I feel as though this article has raised more questions that it has answered. If you accept my thesis that pitchers only have limited control over what happens after the pitch leaves their hand and the experiments that I set up to prove that, you should accept that one of the biggest potential advancements in sabermetrics will be a Pitch f/x based pitching stat. The question is whether or not we will have to capacity to develop such a stat, and whether or not the additions over current DIPS metrics (the fact that it won’t rely on outcomes which are influenced by the batter and the umpire) will outweigh the subtractions (will have a tough time handling sequencing of pitches and other pitch attributes that aren’t captured by Pitch f/x).

I feel it will be a worthwhile endeavor for one to go about creating a Pitch f/x based pitching metric, and while I am no closer to creating one than when I started this article, I hope that it will be an important part of new research in 2010.

**References & Resources**

A great article written by Mike Fast in the beginning of 2009 suggested that pitchers have more control over the outcomes of balls in play than DIPS gave them credit for. He also used Pitch f/x data, but looked primarily at where the balls were put in play. That research doesn’t necessarily contradict my own; however, it’s obviously related, and Mike has a great summary of the DIPS timeline at the bottom of the post.

I’m still thinking of experiments like in the “OK, so it’s more of an allen wrench” section to set up to try to show how much variance is expected in the outcomes of pitches. I’ve been racking my brains for a couple of weeks, but I can’t really think of another way to approach that problem. If anyone has suggestions, feel free to sound off in the comments section or email me, and I’ll try to investigate them.

Something else that I feel I should have mentioned in the article, but don’t really have a place to put it, is that a Pitch f/x based metric could be amazingly useful for rookies or pitchers coming back from injuries. Given that a Pitch f/x based metric would take out almost all of the noise associated with traditional stats, the sample size requirements for predicting future performance would likely be far less than for the current stats out there.

Nick – I think your research is impeccable, and your charts are informative, but I fear that even if you had the amount of Pitch f/x data needed to adequately study this question that your answers wouldn’t be very informative. You are basically asking how well a pitcher throws, not how well he pitches.

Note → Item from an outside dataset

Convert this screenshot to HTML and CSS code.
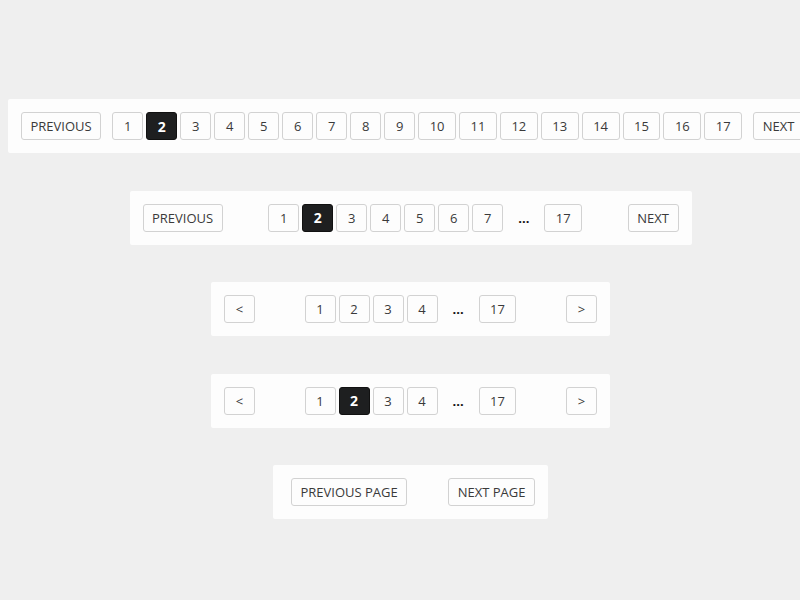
FILE: index.html
```html
<!DOCTYPE html>
<html lang="en">
<head>
    <meta charset="UTF-8">
    <title>Pagination Styles</title>
    <link rel="stylesheet" href="styles.css">
</head>
<body>

<div class="page">

    <!-- full list -->
    <nav class="pager pager-full">
        <a href="#" class="btn btn-text">PREVIOUS</a>
        <div class="pages">
            <a href="#" class="btn">1</a>
            <a href="#" class="btn active">2</a>
            <a href="#" class="btn">3</a>
            <a href="#" class="btn">4</a>
            <a href="#" class="btn">5</a>
            <a href="#" class="btn">6</a>
            <a href="#" class="btn">7</a>
            <a href="#" class="btn">8</a>
            <a href="#" class="btn">9</a>
            <a href="#" class="btn">10</a>
            <a href="#" class="btn">11</a>
            <a href="#" class="btn">12</a>
            <a href="#" class="btn">13</a>
            <a href="#" class="btn">14</a>
            <a href="#" class="btn">15</a>
            <a href="#" class="btn">16</a>
            <a href="#" class="btn">17</a>
        </div>
        <a href="#" class="btn btn-text">NEXT</a>
    </nav>

    <!-- shortened list -->
    <nav class="pager pager-medium">
        <a href="#" class="btn btn-text">PREVIOUS</a>
        <div class="pages">
            <a href="#" class="btn">1</a>
            <a href="#" class="btn active">2</a>
            <a href="#" class="btn">3</a>
            <a href="#" class="btn">4</a>
            <a href="#" class="btn">5</a>
            <a href="#" class="btn">6</a>
            <a href="#" class="btn">7</a>
            <span class="dots">...</span>
            <a href="#" class="btn">17</a>
        </div>
        <a href="#" class="btn btn-text">NEXT</a>
    </nav>

    <!-- arrows, nothing selected -->
    <nav class="pager pager-small">
        <a href="#" class="btn">&lt;</a>
        <div class="pages">
            <a href="#" class="btn">1</a>
            <a href="#" class="btn">2</a>
            <a href="#" class="btn">3</a>
            <a href="#" class="btn">4</a>
            <span class="dots">...</span>
            <a href="#" class="btn">17</a>
        </div>
        <a href="#" class="btn">&gt;</a>
    </nav>

    <!-- arrows, page 2 selected -->
    <nav class="pager pager-small">
        <a href="#" class="btn">&lt;</a>
        <div class="pages">
            <a href="#" class="btn">1</a>
            <a href="#" class="btn active">2</a>
            <a href="#" class="btn">3</a>
            <a href="#" class="btn">4</a>
            <span class="dots">...</span>
            <a href="#" class="btn">17</a>
        </div>
        <a href="#" class="btn">&gt;</a>
    </nav>

    <!-- prev / next only -->
    <nav class="pager pager-simple">
        <a href="#" class="btn btn-text">PREVIOUS PAGE</a>
        <a href="#" class="btn btn-text">NEXT PAGE</a>
    </nav>

</div>

</body>
</html>
```

FILE: styles.css
```css
html, body {
    margin: 0;
    padding: 0;
}
body {
    background: #efefef;
    font-family: "Open Sans", "Noto Sans", Arial, sans-serif;
    font-size: 13px;
    color: #333;
    overflow: hidden;
}
.page {
    width: 805px;
    padding: 99px 8px 0;
    display: flex;
    flex-direction: column;
    align-items: center;
    gap: 37.5px;
}
.pager {
    box-sizing: border-box;
    display: flex;
    align-items: center;
    justify-content: space-between;
    height: 54px;
    padding: 0 13px;
    background: #fdfdfd;
    border-radius: 2px;
}
.pager-full {
    align-self: flex-start;
    justify-content: flex-start;
    gap: 11px;
    white-space: nowrap;
}
.pager-medium {
    width: 562px;
}
.pager-small {
    width: 399px;
}
.pager-simple {
    width: 275px;
    padding-left: 18px;
}
.pages {
    display: flex;
    align-items: center;
    gap: 3px;
}
.btn {
    box-sizing: border-box;
    display: inline-flex;
    align-items: center;
    justify-content: center;
    height: 28px;
    min-width: 31px;
    padding: 0 10.5px;
    border: 1px solid #d2d2d2;
    border-radius: 3px;
    background: #fdfdfd;
    color: #3a3a3a;
    text-decoration: none;
    flex-shrink: 0;
}
.btn-text {
    padding: 0 8.5px;
}
.btn:hover {
    border-color: #aaa;
}
.btn.active {
    background: #1e1f20;
    border-color: #111;
    color: #fff;
    font-weight: bold;
    font-size: 14px;
}
.dots {
    display: inline-flex;
    align-items: center;
    justify-content: center;
    width: 35px;
    height: 28px;
    color: #111;
    font-weight: bold;
}
```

Pitching is a different skill than just the ability to throw well, although throwing well is a necessary component of pitching well. But pitching well means adapting to the batters you are facing, the home umpire you have drawn and the park that you are pitching in and still having good outcomes from the pitches that you throw. By good outcomes I don’t necessarily mean outs as opposed to hits, but the type of hit balls (speed, vertical angle, and possibly horizontal angle) that should usually result in outs instead of hits. But I do mean actually striking out batters, instead of just throwing pitches that should result in strikeouts which it seems that you are proposing to measure.

There is real skill in what a pitcher does beyond just his ability to throw the ball. I grant you that measuring or describing what exactly that extra skill is will be almost impossible. But we should choose the parameters for measuring pitching skill in a way that doesn’t exclude that extra skill.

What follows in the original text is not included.